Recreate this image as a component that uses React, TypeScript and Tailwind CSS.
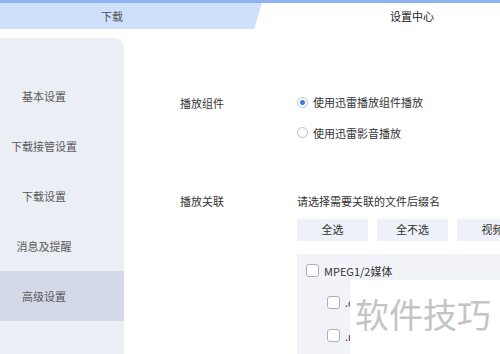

...

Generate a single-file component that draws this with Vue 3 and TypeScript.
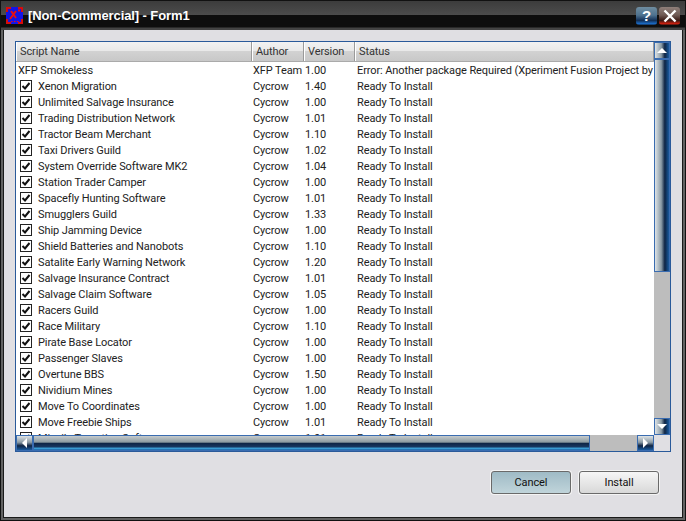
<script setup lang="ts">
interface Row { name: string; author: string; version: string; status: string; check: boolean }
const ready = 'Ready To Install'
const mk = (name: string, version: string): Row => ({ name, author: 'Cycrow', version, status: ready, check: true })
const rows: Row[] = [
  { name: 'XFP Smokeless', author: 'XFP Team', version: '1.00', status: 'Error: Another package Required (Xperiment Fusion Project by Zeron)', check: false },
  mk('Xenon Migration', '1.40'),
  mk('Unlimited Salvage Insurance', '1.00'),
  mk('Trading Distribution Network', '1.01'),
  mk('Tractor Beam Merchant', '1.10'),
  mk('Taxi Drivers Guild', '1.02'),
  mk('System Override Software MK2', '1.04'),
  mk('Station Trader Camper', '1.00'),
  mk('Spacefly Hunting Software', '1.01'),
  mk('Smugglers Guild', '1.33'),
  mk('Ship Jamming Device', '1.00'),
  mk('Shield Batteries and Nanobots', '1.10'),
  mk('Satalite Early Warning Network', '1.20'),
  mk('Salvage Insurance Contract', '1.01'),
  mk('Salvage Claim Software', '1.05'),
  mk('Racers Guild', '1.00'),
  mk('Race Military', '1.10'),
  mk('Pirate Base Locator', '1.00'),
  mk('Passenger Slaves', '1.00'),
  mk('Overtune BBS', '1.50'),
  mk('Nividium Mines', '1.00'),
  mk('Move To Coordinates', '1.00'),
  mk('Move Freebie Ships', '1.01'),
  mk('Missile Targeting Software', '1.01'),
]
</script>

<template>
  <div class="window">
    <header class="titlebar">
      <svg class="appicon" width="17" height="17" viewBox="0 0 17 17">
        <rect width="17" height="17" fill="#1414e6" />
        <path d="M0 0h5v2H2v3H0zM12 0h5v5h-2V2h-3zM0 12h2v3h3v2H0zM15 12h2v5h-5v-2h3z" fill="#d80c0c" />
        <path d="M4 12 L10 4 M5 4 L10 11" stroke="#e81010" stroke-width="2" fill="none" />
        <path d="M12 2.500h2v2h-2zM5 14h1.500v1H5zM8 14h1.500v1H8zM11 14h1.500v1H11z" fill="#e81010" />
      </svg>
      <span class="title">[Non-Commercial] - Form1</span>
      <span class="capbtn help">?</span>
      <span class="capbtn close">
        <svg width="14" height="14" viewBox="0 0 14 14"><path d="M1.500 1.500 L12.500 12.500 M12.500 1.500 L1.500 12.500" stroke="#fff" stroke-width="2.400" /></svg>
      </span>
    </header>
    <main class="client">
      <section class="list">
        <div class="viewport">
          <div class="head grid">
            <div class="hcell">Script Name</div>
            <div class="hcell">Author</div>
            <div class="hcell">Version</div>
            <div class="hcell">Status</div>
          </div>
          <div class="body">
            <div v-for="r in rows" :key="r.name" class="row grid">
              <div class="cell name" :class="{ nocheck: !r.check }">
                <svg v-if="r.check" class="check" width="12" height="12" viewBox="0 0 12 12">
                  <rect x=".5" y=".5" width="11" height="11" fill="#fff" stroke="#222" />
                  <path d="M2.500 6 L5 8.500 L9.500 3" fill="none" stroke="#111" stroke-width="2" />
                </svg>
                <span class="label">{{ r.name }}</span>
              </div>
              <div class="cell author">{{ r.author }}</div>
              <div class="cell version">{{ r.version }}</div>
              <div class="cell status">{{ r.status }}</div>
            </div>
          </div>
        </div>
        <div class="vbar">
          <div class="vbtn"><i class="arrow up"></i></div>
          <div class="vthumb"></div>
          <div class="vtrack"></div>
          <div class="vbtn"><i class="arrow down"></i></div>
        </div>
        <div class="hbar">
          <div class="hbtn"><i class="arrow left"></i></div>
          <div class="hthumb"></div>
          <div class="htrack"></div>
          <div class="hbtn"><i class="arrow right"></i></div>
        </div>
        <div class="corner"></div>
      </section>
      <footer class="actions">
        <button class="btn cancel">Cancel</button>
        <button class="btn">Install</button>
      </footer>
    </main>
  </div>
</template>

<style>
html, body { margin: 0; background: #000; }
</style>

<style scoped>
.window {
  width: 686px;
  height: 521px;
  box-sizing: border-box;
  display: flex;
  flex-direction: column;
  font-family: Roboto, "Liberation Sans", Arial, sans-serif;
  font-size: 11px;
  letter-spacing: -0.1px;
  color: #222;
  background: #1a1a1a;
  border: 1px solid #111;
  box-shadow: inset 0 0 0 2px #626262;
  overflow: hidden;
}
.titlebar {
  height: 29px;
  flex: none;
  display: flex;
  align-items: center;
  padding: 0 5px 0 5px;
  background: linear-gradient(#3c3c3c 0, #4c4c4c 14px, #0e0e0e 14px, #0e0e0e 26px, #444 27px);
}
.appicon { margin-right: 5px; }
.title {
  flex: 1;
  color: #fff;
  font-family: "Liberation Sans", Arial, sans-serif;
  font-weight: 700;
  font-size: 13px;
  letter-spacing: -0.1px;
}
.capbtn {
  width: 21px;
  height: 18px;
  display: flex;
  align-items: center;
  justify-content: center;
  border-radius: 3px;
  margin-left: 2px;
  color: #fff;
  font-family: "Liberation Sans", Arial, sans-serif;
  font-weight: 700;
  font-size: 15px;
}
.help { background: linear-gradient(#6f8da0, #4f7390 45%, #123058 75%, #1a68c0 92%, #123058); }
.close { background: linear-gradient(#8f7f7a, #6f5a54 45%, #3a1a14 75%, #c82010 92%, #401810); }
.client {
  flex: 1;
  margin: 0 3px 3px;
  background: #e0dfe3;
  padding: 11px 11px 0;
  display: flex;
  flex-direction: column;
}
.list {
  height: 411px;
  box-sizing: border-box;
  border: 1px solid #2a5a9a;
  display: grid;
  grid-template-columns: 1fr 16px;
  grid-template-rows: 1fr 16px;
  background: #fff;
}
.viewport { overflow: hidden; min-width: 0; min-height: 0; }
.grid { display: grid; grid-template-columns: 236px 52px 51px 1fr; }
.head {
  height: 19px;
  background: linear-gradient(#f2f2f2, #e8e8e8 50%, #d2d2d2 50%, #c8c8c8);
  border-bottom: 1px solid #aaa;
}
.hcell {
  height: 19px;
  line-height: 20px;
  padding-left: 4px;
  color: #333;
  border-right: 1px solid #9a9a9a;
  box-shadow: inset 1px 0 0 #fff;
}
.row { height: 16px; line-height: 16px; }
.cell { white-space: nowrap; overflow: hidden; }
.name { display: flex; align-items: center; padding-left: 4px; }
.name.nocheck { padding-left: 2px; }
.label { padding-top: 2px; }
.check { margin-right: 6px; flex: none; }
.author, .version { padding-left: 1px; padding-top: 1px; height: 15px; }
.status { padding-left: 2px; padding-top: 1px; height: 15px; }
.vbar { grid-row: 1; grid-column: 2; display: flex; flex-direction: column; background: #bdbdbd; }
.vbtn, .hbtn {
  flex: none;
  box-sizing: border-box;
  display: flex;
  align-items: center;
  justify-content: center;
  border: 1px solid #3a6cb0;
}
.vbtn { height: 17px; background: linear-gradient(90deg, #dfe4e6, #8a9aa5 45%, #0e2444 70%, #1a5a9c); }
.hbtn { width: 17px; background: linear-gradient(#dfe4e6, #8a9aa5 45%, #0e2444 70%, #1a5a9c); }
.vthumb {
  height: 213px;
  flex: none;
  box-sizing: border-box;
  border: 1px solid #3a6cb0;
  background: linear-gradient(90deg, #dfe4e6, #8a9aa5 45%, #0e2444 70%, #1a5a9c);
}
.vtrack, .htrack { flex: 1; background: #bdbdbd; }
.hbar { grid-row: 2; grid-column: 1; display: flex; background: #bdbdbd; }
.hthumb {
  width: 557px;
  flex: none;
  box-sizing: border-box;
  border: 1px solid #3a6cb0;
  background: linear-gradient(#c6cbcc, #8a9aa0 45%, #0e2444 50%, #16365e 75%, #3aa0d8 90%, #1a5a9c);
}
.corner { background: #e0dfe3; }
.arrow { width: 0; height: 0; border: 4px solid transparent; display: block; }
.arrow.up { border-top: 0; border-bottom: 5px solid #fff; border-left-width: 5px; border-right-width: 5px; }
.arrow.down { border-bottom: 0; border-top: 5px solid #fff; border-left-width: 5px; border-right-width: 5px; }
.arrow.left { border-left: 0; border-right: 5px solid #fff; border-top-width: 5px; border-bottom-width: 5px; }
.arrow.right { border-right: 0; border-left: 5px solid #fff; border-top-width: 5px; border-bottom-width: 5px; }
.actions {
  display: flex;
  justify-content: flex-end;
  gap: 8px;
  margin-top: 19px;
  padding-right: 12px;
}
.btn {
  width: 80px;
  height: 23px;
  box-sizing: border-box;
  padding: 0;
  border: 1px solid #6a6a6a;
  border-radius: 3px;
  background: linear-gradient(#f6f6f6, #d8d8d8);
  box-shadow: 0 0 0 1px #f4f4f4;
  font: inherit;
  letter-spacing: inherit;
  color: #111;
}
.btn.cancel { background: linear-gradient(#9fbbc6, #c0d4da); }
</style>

---

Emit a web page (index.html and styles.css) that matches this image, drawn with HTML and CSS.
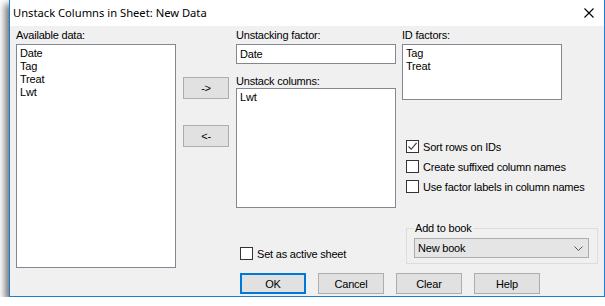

__EXERCISE DIRECTIONS__:
Check each line of the records for the word "image" and extract those that contain it.

__WRITTEN REPLY__:
Recreate this image as a component that uses React, TypeScript and Tailwind CSS.
Emit a web page (index.html and styles.css) that matches this image, drawn with HTML and CSS.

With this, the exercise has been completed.